Tatsächlich hat sich das - im Kern mit dem Landesprogramm identischen - Offenbacher Förderprogramm zum „Ankauf von Belegungsrechten“ zwischenzeitlich überholt: Das Förderprogramm des Landes hat Mitte des Jahres mit Verbesserung der Konditionen deutlich an Attraktivität - nun auch gegenüber den Fördersätzen der kommunalen Richtlinie - gewonnen. Zudem wird der kommunale Eigenanteil im Landesprogramm, da Offenbach Mitglied des „Großen Frankfurter Bogen“ ist, vom Land Hessen übernommen.

 

Da das Landesprogramm lediglich eine Mindesthöhe der kommunalen Förderung bestimmt, wäre eine Erhöhung der - dann ggf. nicht mehr vom Land übernommenen - Beteiligung um einen (weiteren) kommunalen Anteil möglich, um eine besondere Zielgruppenförderung, z.
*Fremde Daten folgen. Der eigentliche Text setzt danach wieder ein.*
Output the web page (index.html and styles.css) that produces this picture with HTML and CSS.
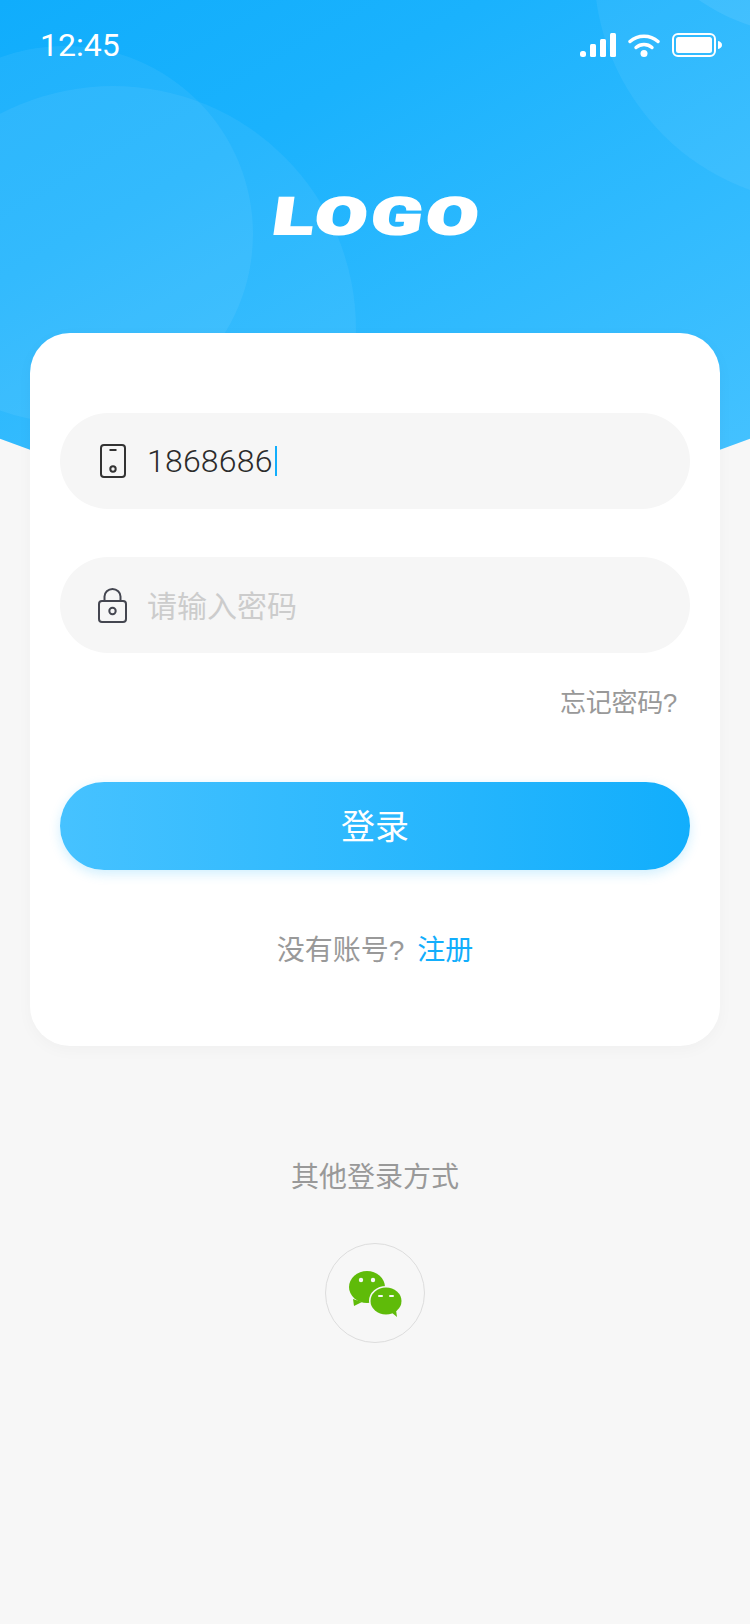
FILE: index.html
```html
<!DOCTYPE html>
<html>
    <head>
        <meta charset="utf-8">
        <link rel="stylesheet" href="styles.css">
    </head>
    <body>
        <div class="page">
            <div class="hero">
                <div class="blob blob-a"></div>
                <div class="blob blob-b"></div>
                <div class="blob blob-c"></div>
                <div class="blob blob-d"></div>
                <div class="status-bar">
                    <span class="time">12:45</span>
                    <div class="status-icons">
                        <svg class="signal" width="36" height="24" viewBox="0 0 36 24" fill="#fff">
                            <rect x="0" y="18" width="6" height="6" rx="2.5"/>
                            <rect x="10" y="11" width="6" height="13" rx="1.5"/>
                            <rect x="20" y="6" width="6" height="18" rx="1.5"/>
                            <rect x="30" y="0" width="6" height="24" rx="1.5"/>
                        </svg>
                        <svg class="wifi" width="32" height="24" viewBox="0 0 32 24" fill="none" stroke="#fff" stroke-width="3.4" stroke-linecap="round">
                            <path d="M2 8.5C9.800 1.500 22.200 1.500 30 8.500"/>
                            <path d="M8 14.500C12.500 10.500 19.500 10.500 24 14.500"/>
                            <circle cx="16" cy="20.500" r="3.500" fill="#fff" stroke="none"/>
                        </svg>
                        <svg class="battery" width="50" height="24" viewBox="0 0 50 24" fill="none">
                            <rect x="1" y="1" width="42" height="22" rx="5" stroke="#fff" stroke-width="2"/>
                            <rect x="4" y="4" width="36" height="16" rx="2.500" fill="#fff"/>
                            <path d="M46 8C48.500 8.500 50 10 50 12C50 14 48.500 15.500 46 16Z" fill="#fff"/>
                        </svg>
                    </div>
                </div>
                <div class="logo">LOGO</div>
            </div>

            <div class="card">
                <div class="field">
                    <svg class="field-icon" width="32" height="36" viewBox="0 0 32 36" fill="none" stroke="#333" stroke-width="2">
                        <rect x="5" y="2" width="24" height="32" rx="3"/>
                        <path d="M13.500 7H20.500"/>
                        <circle cx="17" cy="26" r="2.700"/>
                    </svg>
                    <span class="field-value">1868686</span><span class="caret"></span>
                </div>
                <div class="field">
                    <svg class="field-icon" width="32" height="36" viewBox="0 0 32 36" fill="none" stroke="#444650" stroke-width="2">
                        <rect x="3" y="14" width="27" height="21" rx="3"/>
                        <path d="M8.500 14V9.500C8.500 5.500 12 2 16.500 2C21 2 24.500 5.500 24.500 9.500V14"/>
                        <circle cx="16.500" cy="24" r="3.200"/>
                    </svg>
                    <span class="field-placeholder">请输入密码</span>
                </div>
                <div class="forgot">忘记密码?</div>
                <div class="login-btn">登录</div>
                <div class="register">没有账号?<span class="register-link">注册</span></div>
            </div>

            <div class="other-title">其他登录方式</div>
            <div class="other-list">
                <div class="wechat">
                    <svg width="60" height="54" viewBox="0 0 60 54">
                        <path d="M8 33L9 40L17 36Z" fill="#5fbb09"/>
                        <ellipse cx="22" cy="21" rx="18" ry="16" fill="#5fbb09"/>
                        <circle cx="16" cy="14" r="2.200" fill="#f7f7f7"/>
                        <circle cx="28" cy="14" r="2.200" fill="#f7f7f7"/>
                        <ellipse cx="41" cy="35" rx="15.500" ry="13.500" fill="#5fbb09" stroke="#f7f7f7" stroke-width="3" paint-order="stroke"/>
                        <path d="M46 46L52 51L51 44Z" fill="#5fbb09"/>
                        <rect x="33" y="29" width="5" height="2" rx="1" fill="#f7f7f7"/>
                        <rect x="44" y="29" width="5" height="2" rx="1" fill="#f7f7f7"/>
                    </svg>
                </div>
            </div>
        </div>
    </body>
</html>
```

FILE: styles.css
```css
* {
    box-sizing: border-box;
}

html, body {
    margin: 0;
    padding: 0;
}

body {
    background: #f7f7f7;
    font-family: "Liberation Sans", "Noto Sans CJK SC", sans-serif;
}

.page {
    width: 750px;
    height: 1624px;
    overflow: hidden;
}

.hero {
    position: relative;
    height: 507px;
    overflow: hidden;
    background: linear-gradient(150deg, #10adfc 0%, #1ab2fd 30%, #48c3ff 100%);
    clip-path: circle(1037px at 375px -528px);
}

.blob {
    position: absolute;
    border-radius: 50%;
}

.blob-a {
    left: -123px;
    top: 46px;
    width: 376px;
    height: 376px;
    background: rgba(255, 255, 255, 0.06);
}

.blob-b {
    left: -130px;
    top: 86px;
    width: 486px;
    height: 486px;
    background: rgba(255, 255, 255, 0.06);
}

.blob-c {
    left: 594px;
    top: -268px;
    width: 472px;
    height: 472px;
    background: rgba(255, 255, 255, 0.06);
}

.blob-d {
    left: 612px;
    top: -368px;
    width: 404px;
    height: 404px;
    background: rgba(255, 255, 255, 0.08);
}

.status-bar {
    position: relative;
    display: flex;
    justify-content: space-between;
    align-items: center;
    height: 90px;
    padding: 0 28px 0 40px;
    color: #fff;
}

.time {
    font-family: Roboto, sans-serif;
    font-size: 32px;
    font-weight: 400;
}

.status-icons {
    display: flex;
    align-items: center;
    gap: 12px;
}

.logo {
    position: relative;
    margin-top: 97px;
    padding-left: 4px;
    height: 60px;
    line-height: 60px;
    text-align: center;
    font-family: Roboto, sans-serif;
    font-size: 51px;
    font-weight: 900;
    letter-spacing: 3px;
    color: #fff;
    -webkit-text-stroke: 2px #fff;
    transform: skewX(-8deg) scaleX(1.46);
}

.card {
    position: relative;
    width: 690px;
    height: 713px;
    margin: -174px 0 0 30px;
    padding: 80px 30px 0;
    background: #fff;
    border-radius: 40px;
    box-shadow: 0 4px 16px rgba(0, 0, 0, 0.03);
}

.field {
    display: flex;
    align-items: center;
    height: 96px;
    padding-left: 36px;
    margin-bottom: 48px;
    background: #f6f6f6;
    border-radius: 48px;
}

.field + .field {
    margin-bottom: 0;
}

.field-icon {
    margin-right: 20px;
    flex-shrink: 0;
}

.field-value {
    margin-left: -1px;
    font-family: Roboto, sans-serif;
    font-weight: 300;
    font-size: 32px;
    letter-spacing: 0.2px;
    color: #2b2b2b;
}

.caret {
    width: 2px;
    height: 30px;
    margin-left: 2px;
    background: #12aefc;
}

.field-placeholder {
    padding-bottom: 3px;
    margin-left: -1px;
    font-size: 30px;
    color: #ccc;
}

.forgot {
    margin-top: 32px;
    padding-right: 13px;
    line-height: 36px;
    font-size: 26px;
    letter-spacing: -0.3px;
    color: #999;
    text-align: right;
}

.login-btn {
    height: 88px;
    margin-top: 61px;
    line-height: 90px;
    text-align: center;
    font-size: 34px;
    color: #fff;
    background: linear-gradient(90deg, #46c2ff, #12aefc);
    border-radius: 44px;
    box-shadow: 0 4px 12px rgba(18, 174, 252, 0.2);
}

.register {
    margin-top: 61px;
    line-height: 40px;
    text-align: center;
    font-size: 28px;
    color: #999;
}

.register-link {
    margin-left: 13px;
    color: #12aefc;
}

.other-title {
    margin-top: 112px;
    line-height: 40px;
    text-align: center;
    font-size: 28px;
    color: #999;
}

.other-list {
    display: flex;
    justify-content: center;
    margin-top: 45px;
}

.wechat {
    display: flex;
    align-items: center;
    justify-content: center;
    width: 100px;
    height: 100px;
    border: 1px solid #ddd;
    border-radius: 50%;
}
```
B. die besondere Förderung barrierefreier Wohnungen, anzuregen.

 

Seit 2018 wurden in Offenbach ausschließlich Wohnungen der Nassauischen Heimstätte zur Förderung angemeldet oder für eine künftige Förderung angefragt. Die landeseigene Wohnbaugesellschaft baut ohnehin ausschließlich barrierefrei. Eine zusätzliche Förderung wäre hier nicht zielführend und wirtschaftlich gewesen.

 

Für private Vermieter besteht die Hürde, geförderte Wohnungen (barrierefrei) zu vermieten eher im Wunsch nach unkomplizierten Mietverhältnissen als in den finanziellen Anreizen. So zeigen private Käufer von Wohnungen bisher grundsätzlich wenig Bereitschaft, geförderte Wohnungen anzumelden. Es besteht zwischenzeitlich sogar bereits die Möglichkeit, im Rahmen des sozialen Mietwohnungsbaus, neue private Eigentumswohnungen in Bauträgerobjekten zur Förderung anzumelden. Auch davon wurde bisher kein Gebrauch gemacht.